Why Machines Struggled

The main issue is that we're making systems work for humans, and humans are more complicated than machines. Machines can't understand and test what's sometimes trivial to humans.

Consider Success Criterion 1.4.1 Use of Colour: "Colour is not used as the only visual means of conveying information." It's not wrong to use red or green text - that's a legitimate design decision. However, you shouldn't only use red to indicate something is bad and green for good without additional indicators like icons or explanatory text. To automate this, a machine needs to identify coloured text, understand if the colour conveys information, look for other indicators, and only then decide if there's a problem. Easy for humans - hard for machines.

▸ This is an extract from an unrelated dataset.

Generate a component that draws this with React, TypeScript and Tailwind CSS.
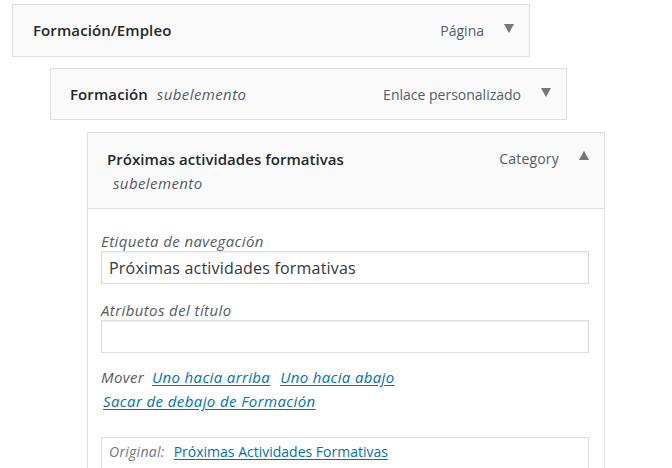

Or Success Criterion 1.1.1 Non-text Content: Everyone knows we need alt text for images, and every accessibility tool can check if alt text exists. But is it good alt text? Does it follow the alt decision tree? Even if I write "asdklfjadskfjh" as alt text, all accessibility tools show it as "pass."

The common thread for most issues is that they're about user experience, and there's no automation to measure UX. For humans, something feels good, comfortable, easy, confusing, or misleading - but it's not always easy to put into a formula.

Distracted boyfriend meme showing A11Y teams (boyfriend in plaid shirt) looking away from manual A11Y tests (girlfriend in blue) toward AI audits (woman in red dress), illustrating the shift from traditional manual accessibility testing to AI-powered automated auditing.

Enter AI

But the machines of yesterday are not the machines of today.

What AI brings is the ability to "understand" humans and learn from them. AI can automate accessibility audits like never before.

It can understand an image's context and content, know the alt decision tree rules, and provide excellent alt text. It can understand colour context to determine if it conveys information and visually check for other indicators. AI can understand component purposes from appearance and page position, compare to HTML to find conflicts - not to mention the ease of creating transcripts and captions.


The Scale Revolution

The bottom line: AI can not only help people with disabilities navigate inaccessible websites (as mentioned in Part I), but also dramatically help website creators, platforms, and auditors find and fix issues with unprecedented speed, quality, and scale.

We're moving from 30-40% automated coverage to potentially comprehensive accessibility testing that understands context, semantics, and user experience - bringing us closer to that elusive "yes/no" answer stakeholders have always wanted.